You see, Blackout apparently started something which some people thought needed amping up; or so I learned while perusing one of my favorite entertainment sites, CanYouActually.com. They observed this newest scare phenomena and did an article on it called 5 Of the Most Extreme and Disturbing Haunted Houses On the Planet which prompted me to look into each and every one of them. I’m not really sure what to think of this whole thing, mainly because getting scared — whether at the movies or attending an October event — is a safe version of escapism. I mean, the chance of zombies actually chasing you is relatively low in real life.

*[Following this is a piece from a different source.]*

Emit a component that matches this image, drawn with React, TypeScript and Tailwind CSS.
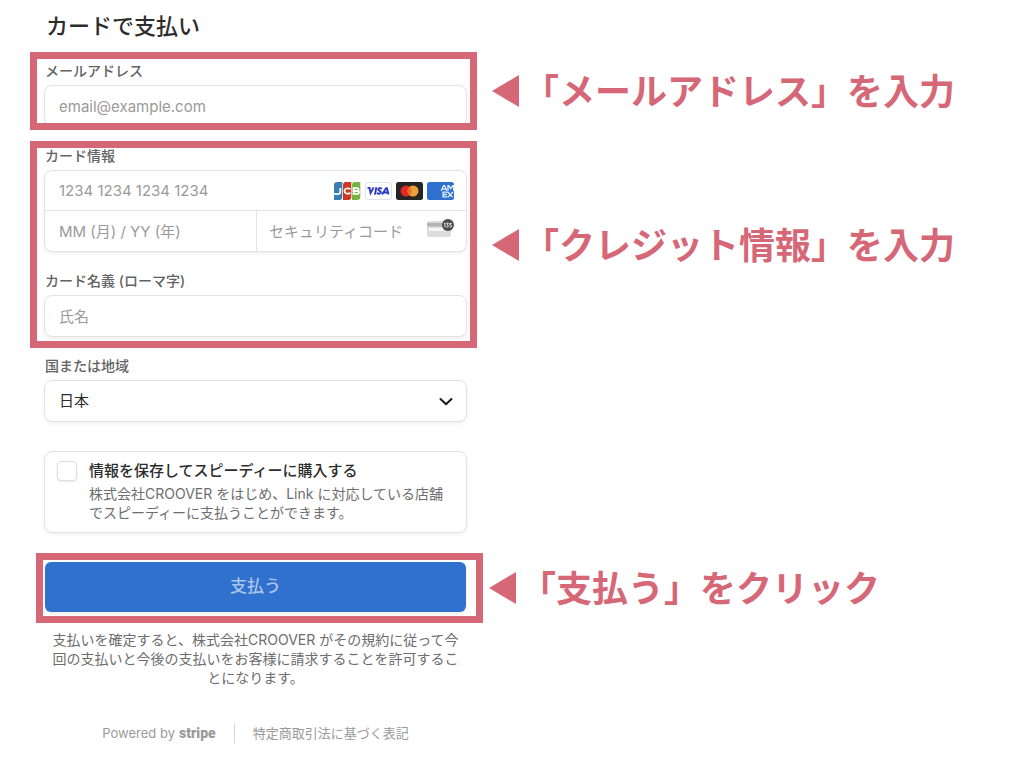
import { useState } from "react";
import type { ReactNode } from "react";
import clsx from "clsx";

const inputBase =
  "block w-full min-w-0 bg-transparent text-[15px] text-[#30313d] placeholder:text-[#9a9a9a] placeholder:opacity-100 focus:outline-none";
const boxBase = "rounded-lg border border-[#e3e3e3] bg-white shadow-[0_2px_4px_rgba(0,0,0,0.06)]";

export default function App() {
  const [save, setSave] = useState(false);

  return (
    <main className="min-h-screen bg-white pb-4 font-['Inter','Noto_Sans_CJK_JP',sans-serif] text-[#30313d]">
      <h1 className="pt-2.5 pl-[46px] text-[22px] leading-8 font-medium text-[#2c2c2c]">カードで支払い</h1>

      <form onSubmit={(e) => e.preventDefault()} className="pt-2.5">
        <Step note="「メールアドレス」を入力" className="ml-[30px] gap-[15px]">
          <div className="pt-1 pr-[3px] pl-[7px]">
            <FieldLabel htmlFor="email">メールアドレス</FieldLabel>
            <div className={clsx(boxBase, "-mb-1")}>
              <input id="email" type="email" placeholder="email@example.com" className={clsx(inputBase, "h-10 px-3.5")} />
            </div>
          </div>
        </Step>

        <Step note="「クレジット情報」を入力" className="mt-[11px] ml-[30px] gap-[15px]">
          <div className="pr-[3px] pb-1 pl-[7px]">
            <FieldLabel htmlFor="card-number">カード情報</FieldLabel>
            <div className={boxBase}>
              <div className="flex items-center border-b border-[#e3e3e3] pr-3">
                <input id="card-number" inputMode="numeric" placeholder="1234 1234 1234 1234" className={clsx(inputBase, "h-[39px] flex-1 pl-3.5")} />
                <CardBrands />
              </div>
              <div className="flex">
                <input aria-label="有効期限" placeholder="MM (月) / YY (年)" className={clsx(inputBase, "h-10 flex-1 border-r border-[#e3e3e3] pl-3.5")} />
                <div className="flex flex-1 items-center pr-3">
                  <input aria-label="セキュリティコード" placeholder="セキュリティコード" className={clsx(inputBase, "h-10 flex-1 pl-3")} />
                  <CvcIcon />
                </div>
              </div>
            </div>

            <div className="mt-[21px]">
              <FieldLabel htmlFor="name">カード名義 (ローマ字)</FieldLabel>
              <div className={boxBase}>
                <input id="name" placeholder="氏名" className={clsx(inputBase, "h-10 px-3.5")} />
              </div>
            </div>
          </div>
        </Step>

        <div className="mt-2.5 ml-11 max-w-[423px]">
          <FieldLabel htmlFor="country">国または地域</FieldLabel>
          <div className={clsx(boxBase, "flex items-center pr-3")}>
            <select id="country" className="h-10 flex-1 appearance-none bg-transparent pl-3.5 text-[15px] text-[#2c2c2c] focus:outline-none">
              <option>日本</option>
            </select>
            <svg viewBox="0 0 16 16" className="pointer-events-none size-4" fill="none" stroke="#1a1a1a" strokeWidth="2" strokeLinecap="round" strokeLinejoin="round">
              <path d="M2.500 6 8 11.200 13.500 6" />
            </svg>
          </div>

          <div className={clsx(boxBase, "mt-[29px] flex gap-3 px-3 pt-[9px] pb-2.5")}>
            <input
              id="save"
              type="checkbox"
              checked={save}
              onChange={(e) => setSave(e.target.checked)}
              className="size-5 shrink-0 appearance-none rounded border border-[#dedede] bg-white shadow-[0_1px_2px_rgba(0,0,0,0.08)] checked:bg-[#3071cd]"
            />
            <div>
              <label htmlFor="save" className="block text-[15px] leading-5 font-medium text-[#2c2c2c]">
                情報を保存してスピーディーに購入する
              </label>
              <p className="mt-[3px] text-sm leading-[19px] text-[#6d6d6d]">
                株式会社CROOVER をはじめ、Link に対応している店舗でスピーディーに支払うことができます。
              </p>
            </div>
          </div>
        </div>

        <Step note="「支払う」をクリック" className="mt-5 ml-9 gap-1.5">
          <div className="pt-0.5 pr-2.5 pb-1 pl-0.5">
            <button
              type="submit"
              className="h-[50px] w-full rounded-md bg-[#3071cd] text-[17px] font-medium text-[#a9c4ea] shadow-[0_2px_4px_rgba(0,0,0,0.08)]"
            >
              支払う
            </button>
          </div>
        </Step>
      </form>

      <div className="ml-11 max-w-[423px]">
        <p className="mt-[7px] px-1 text-center text-sm leading-[19px] text-[#6d6d6d]">
          支払いを確定すると、株式会社CROOVER がその規約に従って今回の支払いと今後の支払いをお客様に請求することを許可することになります。
        </p>
        <footer className="mt-9 flex items-center justify-center text-[13px] leading-5 text-[#9a9a9a]">
          <a href="#stripe" className="flex items-center gap-1">
            Powered by
            <span className="font-['Roboto',sans-serif] text-sm leading-5 font-black">stripe</span>
          </a>
          <span className="mx-[18px] h-5 w-px bg-[#d5d5d5]" />
          <a href="#law">特定商取引法に基づく表記</a>
        </footer>
      </div>
    </main>
  );
}

function Step({ note, className, children }: { note: string; className?: string; children: ReactNode }) {
  return (
    <section className={clsx("flex items-center", className)}>
      <div className="w-full max-w-[447px] overflow-hidden border-7 border-[#d66777]">{children}</div>
      <div className="flex shrink-0 items-center gap-1 text-[#d66777]">
        <svg viewBox="0 0 27 32" className="h-8 w-[27px]" fill="currentColor">
          <path d="M0 16 27 0v32z" />
        </svg>
        <span className="pt-0.5 text-4xl leading-10 font-bold whitespace-nowrap">{note}</span>
      </div>
    </section>
  );
}

function FieldLabel({ htmlFor, children }: { htmlFor: string; children: ReactNode }) {
  return (
    <label htmlFor={htmlFor} className="mb-1.5 block pl-px text-sm leading-4 font-medium text-[#636363]">
      {children}
    </label>
  );
}

function CardBrands() {
  return (
    <div className="flex shrink-0 gap-1">
      {/* JCB */}
      <svg viewBox="0 0 27 18" className="h-[18px] w-[27px]">
        <path d="M3 0h5.300v15a3 3 0 0 1-3 3H0V3a3 3 0 0 1 3-3z" fill="#3a7db5" />
        <path d="M12 0h5.300v15a3 3 0 0 1-3 3H9V3a3 3 0 0 1 3-3z" fill="#cb3a26" />
        <path d="M21 0h5.300v15a3 3 0 0 1-3 3H18V3a3 3 0 0 1 3-3z" fill="#75b443" />
        <g fill="none" stroke="#fff" strokeWidth="1.800">
          <path d="M6.300 6v4.300c0 2-3.200 2.300-6.300 1.200" />
          <path d="M16.500 6.800c-3-1-6-.5-6 2.200s3 3.200 6 2.200" />
          <path d="M18.500 6.200h4.600c2 0 2 2.700 0 2.800h-4.600 4.600c2.500 0 2.500 2.900 0 2.900h-4.600M19.800 6v6" />
        </g>
      </svg>
      {/* Visa */}
      <svg viewBox="0 0 27 18" className="h-[18px] w-[27px]">
        <rect x=".5" y=".5" width="26" height="17" rx="2" fill="#fff" stroke="#dfe3ea" />
        <g fill="none" stroke="#2b37c4" strokeWidth="1.900">
          <path d="M2.500 5.900h2l1.100 5.200L8.600 5.400" />
          <path d="m11.400 5.300-1.500 7.300" />
          <path d="M17 6.600c-1.600-.8-3.700-.5-3.700.8 0 1.500 2.900 1.400 2.600 3-.3 1.500-2.400 1.600-4.100.7" />
          <path d="m17.100 12.600 4-6.500h.8l1.600 6.500M19 10.500h4" />
        </g>
      </svg>
      {/* Mastercard */}
      <svg viewBox="0 0 27 18" className="h-[18px] w-[27px]">
        <rect width="27" height="18" rx="2.500" fill="#252525" />
        <circle cx="10" cy="9" r="5.500" fill="#df2a25" />
        <circle cx="17" cy="9" r="5.500" fill="#eba03c" />
        <path d="M13.500 4.800a5.500 5.500 0 0 1 0 8.400 5.500 5.500 0 0 1 0-8.400z" fill="#ed6a26" />
      </svg>
      {/* American Express */}
      <svg viewBox="0 0 27 18" className="h-[18px] w-[27px]">
        <rect width="27" height="18" rx="2.500" fill="#2f70cf" />
        <g fill="none" stroke="#e4edfa" strokeWidth="1.300">
          <path d="m14.200 8.700 2.400-5h1l2.300 5M15.600 7.200h3M21 8.700v-5h.8l2 3 2-3h.8v5" />
          <path d="M20.500 10.200H16v4.600h4.500M16 12.500h4M20.800 10l4.700 5M26 10l-5 5" />
        </g>
      </svg>
    </div>
  );
}

function CvcIcon() {
  return (
    <svg viewBox="0 0 27 18" className="mb-1.5 h-[18px] w-[27px] shrink-0">
      <rect y="2" width="24" height="16" rx="2" fill="#dcdcdc" />
      <rect y="4" width="24" height="3.500" fill="#b3b3b3" />
      <rect x="2" y="9" width="15" height="3" fill="#f5f5f5" />
      <circle cx="21" cy="6" r="6" fill="#4b4b4b" />
      <g fill="none" stroke="#fff" strokeWidth=".9">
        <path d="M17 4.800 18 4v4.300" />
        <path d="M19.300 4.200h2l-1 1.600c1.500.2 1.300 2.300-.1 2.300l-1-.3" />
        <path d="M24.800 4.300h-1.900l-.1 1.700c2.300-.4 2.400 2.200.7 2.200l-1-.3" />
      </g>
    </svg>
  );
}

But these new establishments are reenacting real violence… inflicting real violence on willing participants. And that, like the movies I call “sociopath training films,” is too close to news headlines to be entertainment, at least for me.
I can’t believe I’m actually going to say this, but Chris Z. may have a point.
Still, these new extreme experiences have vehement supporters, some who return multiple times in attempts to beat their “personal bests” of facing-their-fears endurance. They come from all walks of life and appear, at least on the surface, pretty normal. You have to admire it…or at least wonder about it…or…whatever.
So here are the five most extreme events with a little blurb about each. The real information is at each link but don’t open them in front of your boss, or your kids, or anyone probably.
- Freakling Brothers: The Victim Experience (age limit: 18+, Las Vegas, NV)
The most realistic, traumatic, and horrifying test of psychological fortitude currently being offered in the United States. You’re not the voyeur; you’re the victim. Things HAPPEN to you. Do you have what it takes? We don’t think so.
- ScareHouse: The Basement (age limit: 18+, Pittsburgh, PA)
This haunted attraction contains high voltage effects, very low lighting, tight spaces, strong scents, profanity, moments of complete darkness, water, violent scenarios and high impact scares. Not recommended for pregnant women or people with heart conditions or respiratory problems.
- Haunted Hoochie At Dead Acres (age limit: 18+, Pataskala, OH)
Haunted Hoochie offers patrons a “full sensory assault.” They take you by the throat and drag you down their rabbit hole of horrors that’ll get your heart pounding. The haunted house contains graphic and violent horrors. These images may be too offensive and disturbing to some.
- Blackout / Hell in the Armory (age limit: 18+, multiple locations)
Blackout is back and are also kicking it up a few hundred notches in 2017 with a new theme that is part escape room, part…I’m not sure. But just take a gander at this NSFW article from Vice. Seriously, wtf…
- McKamey Manor: The Chamber (Must be 21 or older, multiple locations)
From wtf all the way to the outer stratosphere of “I have no words.” This is so over the top that it has passed out of “horror experience” and into its own category called “horror survival”. If you want an idea of what Russ McKamey is dishing, the Manor has its own YouTube channel but again, NSFW (in extra-large caps). If this wasn’t weird enough, this is the only experience that is free with a donation of dog food and pet supplies (Russ is a real softy, animal lover); meaning chances are, all the people inflicting this madness on you are doing it for the sheer fun.
So, in less than a month its back to the gauntlet of Chicago area fright fests. It might get taxing after a few weeks, but no one has ever tried to waterboard us, at least not yet.
Ok Black Gaters, I know you have an opinion on this one. Liberating adrenaline rush or sick fantasy indulgence? Better yet, have you actually participated?? Let us know what you think but let’s try not to get me reprimanded by the Big Cheese ok? Thanks.